You can use one of the following approaches to image warping:

Interpolation algorithms of the Nearest Neighbor, Linear, and Cubic types can use edge pixels of the source image that are out of the image origin. When calling the ippiWarpAffine<Filter> function with one of these interpolation algorithms applied, you need to specify the appropriate border type. The following border types are supported:

  • Replicated borders: border pixels are replicated from the source image boundary pixels
  • Constant border: values of all border pixels are set to a constant
  • Transparent borders: destination pixels that have inverse transformed location out of the source image are not processed
  • Borders in memory: the source image border pixels are obtained from the source image pixels in memory
  • Mixed borders: combination of transparent borders and borders in memory is applied

Warping the Whole Image

You can follow the approach described below to apply affine transformation when source and destination images are fully accessible in memory. However, this method only runs on a single thread.

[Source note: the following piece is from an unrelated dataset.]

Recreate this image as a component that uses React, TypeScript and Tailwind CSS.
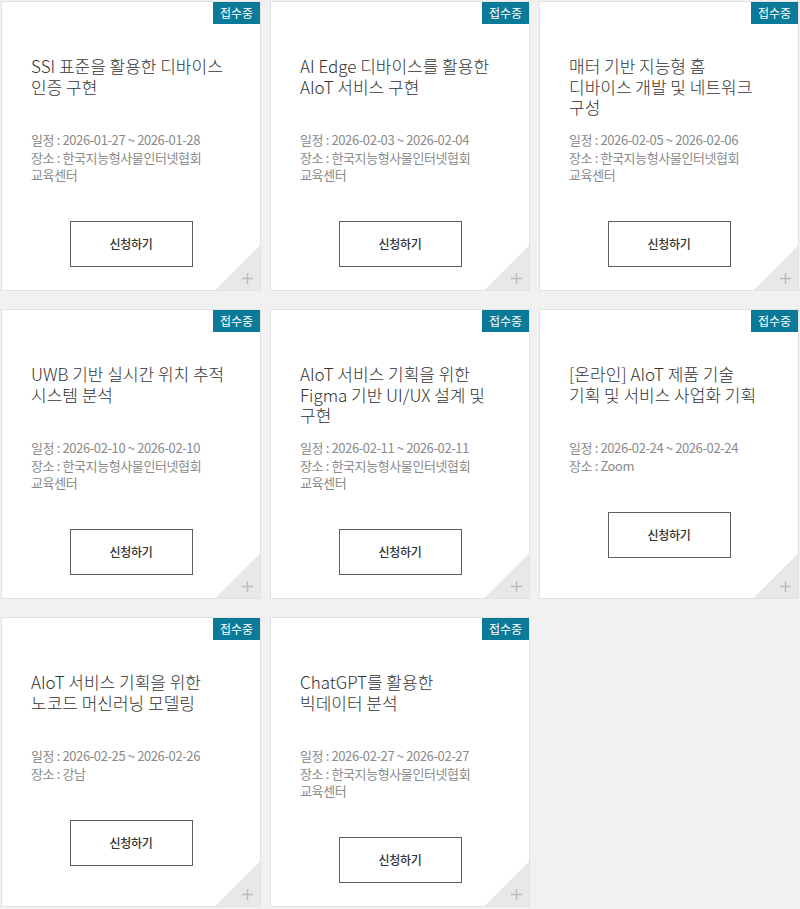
import React from "react";

type Item = {
  title: string[];
  date: string;
  place: string;
};

const items: Item[] = [
  { title: ["SSI 표준을 활용한 디바이스", "인증 구현"], date: "2026-01-27 ~ 2026-01-28", place: "한국지능형사물인터넷협회 교육센터" },
  { title: ["AI Edge 디바이스를 활용한", "AIoT 서비스 구현"], date: "2026-02-03 ~ 2026-02-04", place: "한국지능형사물인터넷협회 교육센터" },
  { title: ["매터 기반 지능형 홈", "디바이스 개발 및 네트워크", "구성"], date: "2026-02-05 ~ 2026-02-06", place: "한국지능형사물인터넷협회 교육센터" },
  { title: ["UWB 기반 실시간 위치 추적", "시스템 분석"], date: "2026-02-10 ~ 2026-02-10", place: "한국지능형사물인터넷협회 교육센터" },
  { title: ["AIoT 서비스 기획을 위한", "Figma 기반 UI/UX 설계 및", "구현"], date: "2026-02-11 ~ 2026-02-11", place: "한국지능형사물인터넷협회 교육센터" },
  { title: ["[온라인] AIoT 제품 기술", "기획 및 서비스 사업화 기획"], date: "2026-02-24 ~ 2026-02-24", place: "Zoom" },
  { title: ["AIoT 서비스 기획을 위한", "노코드 머신러닝 모델링"], date: "2026-02-25 ~ 2026-02-26", place: "강남" },
  { title: ["ChatGPT를 활용한", "빅데이터 분석"], date: "2026-02-27 ~ 2026-02-27", place: "한국지능형사물인터넷협회 교육센터" },
];

function Card({ item }: { item: Item }) {
  return (
    <div className="relative flex flex-col overflow-hidden border border-[#e3e3e3] bg-white px-[29px] pb-[23px] pt-[54px]">
      <span className="absolute right-0 top-0 flex h-[22px] w-[47px] items-center justify-center bg-[#0b7a99] text-[12px] leading-none text-white">
        접수중
      </span>
      <div className="h-[75px] text-[17px] font-light leading-[20.5px] text-[#333333]">
        {item.title.map((l, i) => (
          <span key={i} className="block whitespace-nowrap">
            {l}
          </span>
        ))}
      </div>
      <div className="w-[200px] break-keep text-[13px] leading-[17px] tracking-[-0.03em] text-[#8a8a8a]">
        <p>일정 : {item.date}</p>
        <p className="mt-[1px]">장소 : {item.place}</p>
      </div>
      <button className="mx-auto mt-[38px] flex h-[46px] w-[123px] items-center justify-center border border-[#5f5f5f] bg-white text-[12px] font-medium tracking-[-0.02em] text-[#333333]">
        신청하기
      </button>
      <div className="absolute bottom-0 right-0 h-[44px] w-[45px] bg-[linear-gradient(to_bottom_right,transparent_50%,#e8e8e8_50%)]" />
      <svg className="absolute bottom-[6px] right-[7px]" width="11" height="11" viewBox="0 0 11 11">
        <rect x="0" y="4.75" width="11" height="1.5" fill="#bdbdbd" />
        <rect x="4.75" y="0" width="1.5" height="11" fill="#bdbdbd" />
      </svg>
    </div>
  );
}

export default function App() {
  return (
    <div
      className="min-h-[909px] w-[800px] bg-[#f1f1f1] pl-[1px] pt-[1px]"
      style={{ fontFamily: '"Noto Sans CJK KR", "Noto Sans", sans-serif' }}
    >
      <div className="grid grid-cols-[260px_260px_260px] gap-x-[9px] gap-y-[18px]">
        {items.map((it, i) => (
          <Card key={i} item={it} />
        ))}
      </div>
    </div>
  );
}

To transform the whole image:

  1. Call the WarpAffineGetSize function with the appropriate interpolation type. This function uses source and destination image sizes to calculate how much memory must be allocated for the IppWarpSpec structure and work buffer.
  2. Initialize the IppWarpSpec structure by calling the ippiWarp<Filter>Init, where <Filter> can take one of the following values: Nearest, Linear, and Cubic. These prerequisite steps enable calling the warp functions multiple times without recalculations.
  3. Call the WarpGetBufferSize function for the initialized IppWarpSpec structure. This function uses the destination image size to calculate how much memory must be allocated for the warp work buffer.
  4. Call ippiWarpAffine<Filter> with the appropriate image type.
  5. Specify the algorithm for borders processing by setting the borderType and pBorderValue parameters when initializing the IppiWarpSpec structure. The data type of pBorderValue is automatically converted from Ipp64f to the data type of the processed images. The function supports the following algorithms for borders processing:
    • If the border type is equal to ippBorderRepl, the source image outer pixels are replicated from the edge pixels.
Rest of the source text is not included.